Wednesday, March 19, 2008

*Everyday Chatter

Remarkably, after much construction and stop work orders, 27 E. 7th Street has become a (illegal?) hostel. Down by the Hipster reported this, Curbed commented, and Hostel World has all the details (free pizza parties!), but I didn't really believe it until I looked up last night and saw the rooms filled with bunkbeds and sleepy-eyed young Asians:


CBGB's will be a John Varvatos, but the 313 Gallery will still be a gallery--Morrison Hotel is moving into #313 and a little bit of rock-n-roll history remains on the Bowery, if only in museum form. It's better than another bank.
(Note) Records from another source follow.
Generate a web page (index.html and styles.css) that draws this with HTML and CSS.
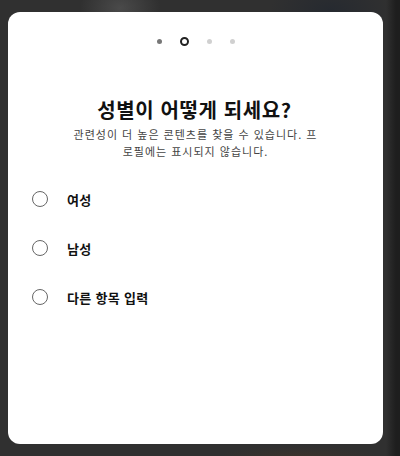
FILE: index.html
```html
<!DOCTYPE html>
<html lang="ko">
<head>
<meta charset="utf-8">
<link rel="stylesheet" href="styles.css">
</head>
<body>
<div class="backdrop">
  <div class="card">
    <div class="steps">
      <span class="step done"></span>
      <span class="step current"></span>
      <span class="step"></span>
      <span class="step"></span>
    </div>
    <h1 class="title">성별이 어떻게 되세요?</h1>
    <p class="desc">관련성이 더 높은 콘텐츠를 찾을 수 있습니다. 프로필에는 표시되지 않습니다.</p>
    <ul class="options">
      <li class="option"><span class="radio"></span><span class="label">여성</span></li>
      <li class="option"><span class="radio"></span><span class="label">남성</span></li>
      <li class="option"><span class="radio"></span><span class="label">다른 항목 입력</span></li>
    </ul>
  </div>
</div>
</body>
</html>
```

FILE: styles.css
```css
html, body {
  margin: 0;
  height: 100%;
}
body {
  font-family: "Noto Sans CJK KR", "Noto Sans", sans-serif;
  background: #303030;
}
.backdrop {
  height: 456px;
  box-sizing: border-box;
  padding: 12px 17px 12px 8px;
  background:
    linear-gradient(90deg, transparent 0, transparent 386px, #1e1e1e 396px, #1e1e1e 400px),
    radial-gradient(ellipse 40px 30px at 120px 8px, #4a4a4a, transparent),
    radial-gradient(ellipse 60px 30px at 330px 10px, #262a30, transparent),
    radial-gradient(ellipse 80px 10px at 300px 456px, #3a322c, transparent),
    #303030;
}
.card {
  height: 432px;
  background: #fff;
  border-radius: 12px;
  display: flex;
  flex-direction: column;
}
.steps {
  display: flex;
  justify-content: center;
  align-items: center;
  padding-top: 25px;
  height: 8px;
}
.step {
  width: 5px;
  height: 5px;
  border-radius: 50%;
  background: #d0d0d0;
  margin: 0 9px;
}
.step.done {
  background: #777;
}
.step.current {
  width: 5px;
  height: 5px;
  background: #fff;
  border: 2px solid #222;
}
.title {
  margin: 51px 0 0;
  text-align: center;
  font-size: 20px;
  line-height: 28px;
  font-weight: 700;
  color: #111;
  letter-spacing: 0.6px;
  padding-right: 2px;
}
.desc {
  margin: 2px auto 0;
  width: 248px;
  text-align: center;
  font-size: 11px;
  line-height: 17px;
  color: #444;
  letter-spacing: 1px;
  word-break: break-all;
}
.options {
  list-style: none;
  margin: 27px 0 0;
  padding: 0 0 0 24px;
  display: flex;
  flex-direction: column;
  gap: 25px;
}
.option {
  display: flex;
  align-items: center;
  height: 24px;
}
.radio {
  width: 14px;
  height: 14px;
  border: 1.5px solid #666;
  border-radius: 50%;
  flex: none;
}
.label {
  margin-left: 19px;
  font-size: 13px;
  font-weight: 700;
  color: #111;
  letter-spacing: 0.3px;
}
```
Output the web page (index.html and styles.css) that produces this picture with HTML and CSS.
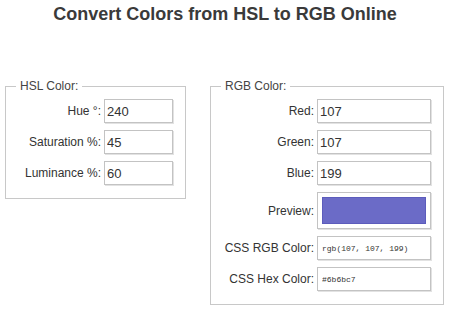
FILE: index.html
```html
<!DOCTYPE html>
<html lang="en">
<head>
    <meta charset="UTF-8">
    <meta name="viewport" content="width=device-width, initial-scale=1.0">
    <title>Convert Colors from HSL to RGB Online</title>
    <link rel="stylesheet" href="styles.css">
</head>
<body>
    <h1>Convert Colors from HSL to RGB Online</h1>

    <div class="panels">
        <!-- HSL input -->
        <fieldset class="panel panel-hsl">
            <legend>HSL Color:</legend>
            <div class="rows">
                <label for="hue">Hue °:</label>
                <input type="text" id="hue" value="240">
                <label for="sat">Saturation %:</label>
                <input type="text" id="sat" value="45">
                <label for="lum">Luminance %:</label>
                <input type="text" id="lum" value="60">
            </div>
        </fieldset>

        <!-- RGB output -->
        <fieldset class="panel panel-rgb">
            <legend>RGB Color:</legend>
            <div class="rows">
                <label for="red">Red:</label>
                <input type="text" id="red" value="107">
                <label for="green">Green:</label>
                <input type="text" id="green" value="107">
                <label for="blue">Blue:</label>
                <input type="text" id="blue" value="199">
                <label>Preview:</label>
                <div class="preview"><div class="swatch"></div></div>
                <label for="cssrgb">CSS RGB Color:</label>
                <input type="text" id="cssrgb" class="code" value="rgb(107, 107, 199)" readonly>
                <label for="csshex">CSS Hex Color:</label>
                <input type="text" id="csshex" class="code" value="#6b6bc7" readonly>
            </div>
        </fieldset>
    </div>
</body>
</html>
```

FILE: styles.css
```css
body {
    margin: 0;
    font-family: "Liberation Sans", Arial, sans-serif;
    color: #333;
    background-color: white;
}

h1 {
    font-size: 18px;
    text-align: center;
    margin: 0;
    padding-top: 3px;
    line-height: 22px;
    color: #3a3a3a;
}

/* Two boxes side by side */
.panels {
    display: flex;
    align-items: flex-start;
    gap: 24px;
    padding: 54px 0 0 5px;
}

.panel {
    margin: 0;
    border: 1px solid #c8c8c8;
    padding: 6px 12px 13px 12px;
    box-sizing: border-box;
}

.panel legend {
    font-size: 12px;
    color: #444;
    padding: 0 4px;
    margin-left: -2px;
}

.panel-hsl {
    width: 181px;
}

.panel-rgb {
    width: 234px;
}

.rows {
    display: grid;
    column-gap: 3px;
    row-gap: 7px;
    align-items: center;
}

.panel-hsl .rows {
    grid-template-columns: 1fr 69px;
}

.panel-rgb .rows {
    grid-template-columns: 1fr 114px;
}

.rows label {
    text-align: right;
    font-size: 12px;
    white-space: nowrap;
    color: #333;
}

.rows input {
    box-sizing: border-box;
    height: 24px;
    width: 100%;
    margin: 0;
    padding: 1px 2px;
    border: 1px solid #c3c3c3;
    box-shadow: 1px 1px 0 #e2e2e2;
    font-family: "Liberation Sans", Arial, sans-serif;
    font-size: 13px;
    color: #333;
    background: white;
}

.rows input.code {
    font-family: "Liberation Mono", "DejaVu Sans Mono", monospace;
    font-size: 8px;
    padding: 1px 4px;
}

.preview {
    box-sizing: border-box;
    height: 37px;
    padding: 4px;
    border: 1px solid #c3c3c3;
    box-shadow: 1px 1px 0 #e2e2e2;
}

.swatch {
    height: 100%;
    box-sizing: border-box;
    background-color: #6b6bc7;
    border: 1px solid #5c5cbc;
}
```
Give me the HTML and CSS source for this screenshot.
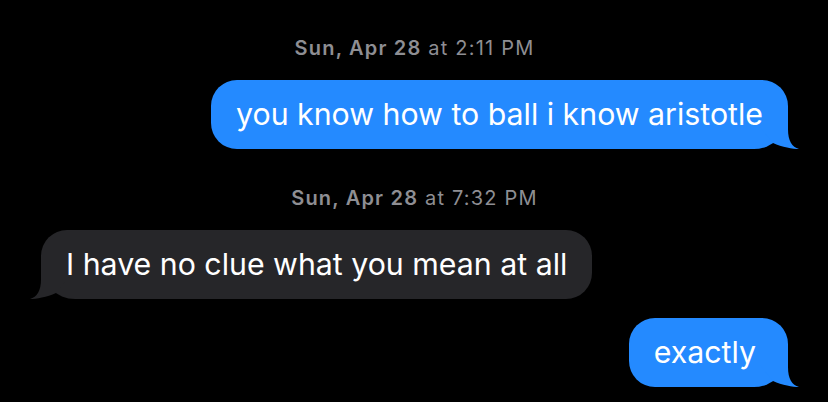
FILE: index.html
```html
<!DOCTYPE html>
<html>
<head>
<meta charset="utf-8">
<link rel="stylesheet" href="styles.css">
</head>
<body>
<div class="thread">
  <div class="stamp"><span class="day">Sun, Apr 28</span> at 2:11 PM</div>
  <div class="row row-sent">
    <div class="bubble sent"><span class="msg">you know how to ball i know aristotle</span><svg class="tail" width="40" height="36" viewBox="0 0 40 36"><path d="M0,0 H28 V16 C28,28 32,34 39,36 C33,36 22,34 13,30 L0,14 Z"/></svg></div>
  </div>
  <div class="stamp stamp-gap"><span class="day">Sun, Apr 28</span> at 7:32 PM</div>
  <div class="row row-recv">
    <div class="bubble recv"><span class="msg">I have no clue what you mean at all</span><svg class="tail" width="40" height="36" viewBox="0 0 40 36"><path d="M0,0 H28 V16 C28,28 32,34 39,36 C33,36 22,34 13,30 L0,14 Z"/></svg></div>
  </div>
  <div class="row row-sent row-tight">
    <div class="bubble sent bubble-short"><span class="msg">exactly</span><svg class="tail" width="40" height="36" viewBox="0 0 40 36"><path d="M0,0 H28 V16 C28,28 32,34 39,36 C33,36 22,34 13,30 L0,14 Z"/></svg></div>
  </div>
</div>
</body>
</html>
```
FILE: styles.css
```css
html, body {
  margin: 0;
  background: #000;
  height: 100%;
}
.thread {
  display: flex;
  flex-direction: column;
  padding: 36px 40px 0 41px;
  font-family: Inter, "Noto Sans", sans-serif;
}
.stamp {
  text-align: center;
  color: #8e8e93;
  font-size: 20px;
  line-height: 24px;
  letter-spacing: 1.2px;
  margin-bottom: 20px;
}
.stamp-gap {
  margin-top: 37px;
}
.day {
  font-weight: 600;
}
.row {
  display: flex;
}
.row-sent {
  justify-content: flex-end;
}
.row-recv {
  justify-content: flex-start;
}
.row-tight {
  margin-top: 19px;
}
.bubble {
  position: relative;
  font-size: 30.3px;
  line-height: 37px;
  padding: 16px 25px;
  color: #fff;
  white-space: nowrap;
}
.bubble-short {
  padding-right: 32px;
}
.msg {
  position: relative;
  z-index: 1;
}
.sent {
  background: #248aff;
  border-radius: 26px 26px 34px 26px;
}
.recv {
  background: #262629;
  border-radius: 26px 26px 26px 34px;
}
.tail {
  position: absolute;
  bottom: 0;
  display: block;
}
.sent .tail {
  right: -12px;
  fill: #248aff;
}
.recv .tail {
  left: -12px;
  fill: #262629;
  transform: scaleX(-1);
}
```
The first show will feature work by rock photographer Steve Joester. [Stupefaction]

Here comes Karl Fischer. Despite protests to the plans to demolish these little buildings on 13th Street and replace them with a giant hotel, the first sign of demolition has appeared: The rat poison is out!


Celebrate 125 years of the Chelsea Hotel at the Museum of the City of New York. [Living w/Legends]

NYC construction accidents only to get worse--as billions of building dollars and another million people flood into the city. [Curbed]

Go inside an East Village open house--where you can get a teeny studio and access to a crappy rooftop "deck" for just $2,900. [EVG]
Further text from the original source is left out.